There are byproducts to sin. When we abandon the liturgy, with its focus on who God is and what He has done, there are byproducts. When we abandon traditional hymns with their strong doctrinal content, there are byproducts. We don't think that there are, but there are huge byproducts. People may not think that there is an effect from singing about Christ loves me as opposed to I love Christ, but there is.
Luther wrote: "As early as 1527, Luther sensed that the Reformed denial of the real presence portended a full-blown rejection of all the other articles of faith, so that the overall state of today's Reformed Protestantism is but the inevitable end product of Zwingli's naïve rationalism." Stephenson, John R. Eschatology. Fort Wayne, IN: The Luther Academy. 1993 Pp. xiii, 149 p.8 Luther saw that if you reject the real presence, then the method by which you deny the real presence works with every doctrine or Scripture and you use that method to deny other doctrines as well.

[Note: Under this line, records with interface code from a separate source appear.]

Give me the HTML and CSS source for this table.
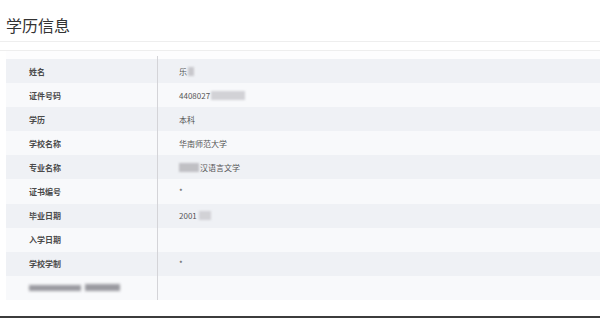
FILE: index.html
```html
<!DOCTYPE html>
<html lang="zh">
<head>
<meta charset="utf-8">
<link rel="stylesheet" href="styles.css">
</head>
<body>
<div class="page">
  <h1 class="title">学历信息</h1>
  <div class="rule"></div>
  <div class="panel">
    <div class="spacer"><div class="sp-left"></div><div class="sp-right"></div></div>
    <div class="row dark"><div class="label">姓名</div><div class="value">乐<span class="blur b-name"></span></div></div>
    <div class="row light"><div class="label">证件号码</div><div class="value">4408027<span class="blur b-id"></span></div></div>
    <div class="row dark"><div class="label">学历</div><div class="value">本科</div></div>
    <div class="row light"><div class="label">学校名称</div><div class="value">华南师范大学</div></div>
    <div class="row dark"><div class="label">专业名称</div><div class="value"><span class="blur b-major"></span>汉语言文学</div></div>
    <div class="row light"><div class="label">证书编号</div><div class="value">*</div></div>
    <div class="row dark"><div class="label">毕业日期</div><div class="value">2001<span class="blur b-date"></span></div></div>
    <div class="row light"><div class="label">入学日期</div><div class="value"></div></div>
    <div class="row dark"><div class="label">学校学制</div><div class="value">*</div></div>
    <div class="row light"><div class="label"><span class="blur b-l1"></span><span class="blur b-l2"></span></div><div class="value"></div></div>
  </div>
</div>
<div class="footer-bar"></div>
</body>
</html>
```
FILE: styles.css
```css
html, body {
  margin: 0;
  padding: 0;
  background: #ffffff;
}
body {
  width: 600px;
  height: 318px;
  overflow: hidden;
  font-family: "Noto Sans CJK SC", "Noto Sans", sans-serif;
}
.page {
  height: 316px;
}
.title {
  margin: 0;
  padding: 14px 0 0 6px;
  height: 27px;
  font-size: 16px;
  font-weight: 400;
  line-height: 22px;
  color: #333333;
  border-bottom: 1px solid #eeeeee;
}
.rule {
  height: 8px;
  border-bottom: 1px solid #eeeeee;
}
.panel {
  margin: 0 0 0 6px;
  width: 594px;
}
.spacer {
  display: flex;
  height: 8px;
  background: #fdfdfe;
}
.sp-left {
  width: 151px;
  margin-top: 5px;
  border-right: 1px solid #d4d4d8;
}
.row {
  display: flex;
  height: 24.1px;
  align-items: stretch;
}
.row.dark { background: #eff1f5; }
.row.light { background: #f8f9fb; }
.label {
  width: 128px;
  padding-left: 23px;
  border-right: 1px solid #d4d4d8;
  display: flex;
  align-items: center;
  font-size: 8px;
  font-weight: 700;
  color: #4a4a4a;
}
.value {
  flex: 1;
  padding-left: 21px;
  display: flex;
  align-items: center;
  font-size: 8px;
  color: #555555;
}
.blur {
  display: inline-block;
  height: 9px;
  background: #c8c8cc;
  filter: blur(1.2px);
}
.b-name { width: 6px; margin-left: 1px; }
.b-id { width: 34px; margin-left: 1px; background: #d2d2d6; }
.b-major { width: 20px; margin-right: 1px; background: #c0c0c4; }
.b-date { width: 12px; margin-left: 2px; background: #d2d2d6; }
.b-l1 { width: 52px; height: 6px; background: #9a9aa0; filter: blur(1.5px); }
.b-l2 { width: 35px; height: 7px; margin-left: 4px; background: #9a9aa0; filter: blur(1.5px); }
.footer-bar {
  height: 2px;
  background: #3c3c3c;
}
```
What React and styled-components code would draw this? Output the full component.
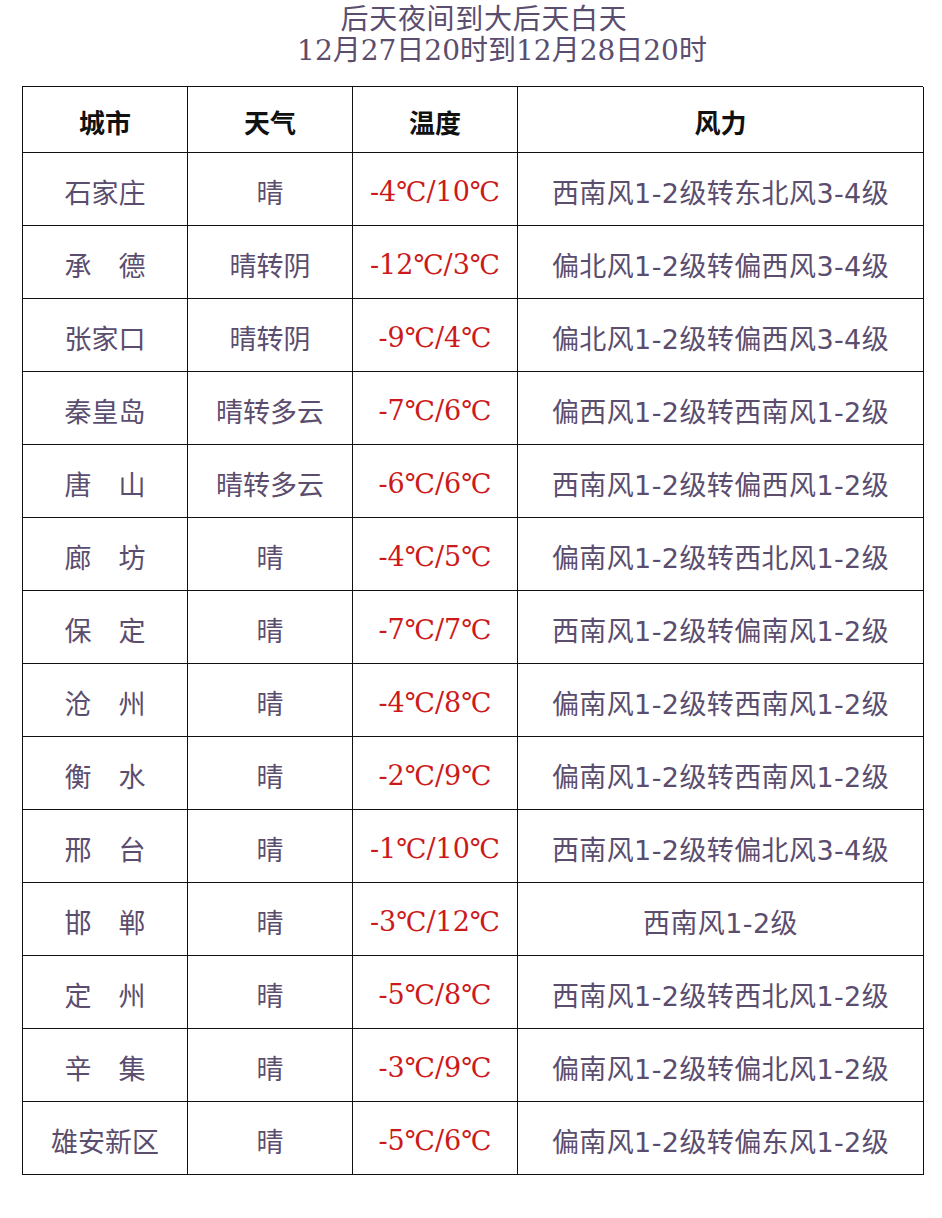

People don't seem to see that what they believe might have greater applicability than there current situation. The scene in the video that you posted is the product of decades of wrong thinking. And the real horror is to spend an eternity in curvatus se.
Re: I Want a Real Chaplain
Posted On: April 03rd, 2008 at 7:59 am by Heidi
I was wishing for another chaplain a few days ago. We had to call a chaplain in at 4 AM a couple of days ago, to baptize a dying baby. It was wonderful that he came quickly and did baptize the boy, but I wished that he could have talked to the parents a little more. Instead, after the baptism he went off talking about unimportant things and gave the parents a hard time for not being married. They needed some comfort, and to know that taking the baby off of life support was ok (we can tell them all their options, but so many parents put off making that decision because of guilt and fear...) and they needed to know that their little boy was safe in the death of Christ. They needed to hear about grace, not law.
I miss one of the nuns at St. Jude. She spent almost all day up on the oncology floor and she would have those difficult conversations with families, and she always pointed to Christ.
Re: I Want a Real Chaplain
Posted On: April 03rd, 2008 at 9:10 am by Rev. William M. Cwirla
May God raise up more of those nuns.
Re: I Want a Real Chaplain
Posted On: April 03rd, 2008 at 5:23 pm by TJ
Wish I could see what you were referring to.
Re: I Want a Real Chaplain
Posted On: April 03rd, 2008 at 5:32 pm by TJ
You must be talking about the woman and her "God is only love" speach. She obviously doesn't know the real God. He is love, for sure, but He is also righteous and wants repentance for our bad actions. This guy is definitely hurting and looking for real answers.
Re: I Want a Real Chaplain
Posted On: April 03rd, 2008 at 6:19 pm by joani
I saw the episode as well. Even before this episode, I was disapointed that they had to use a woman chaplan. And a new age one to boot! I did not expect anything but that drivel after knowing this chaplains character.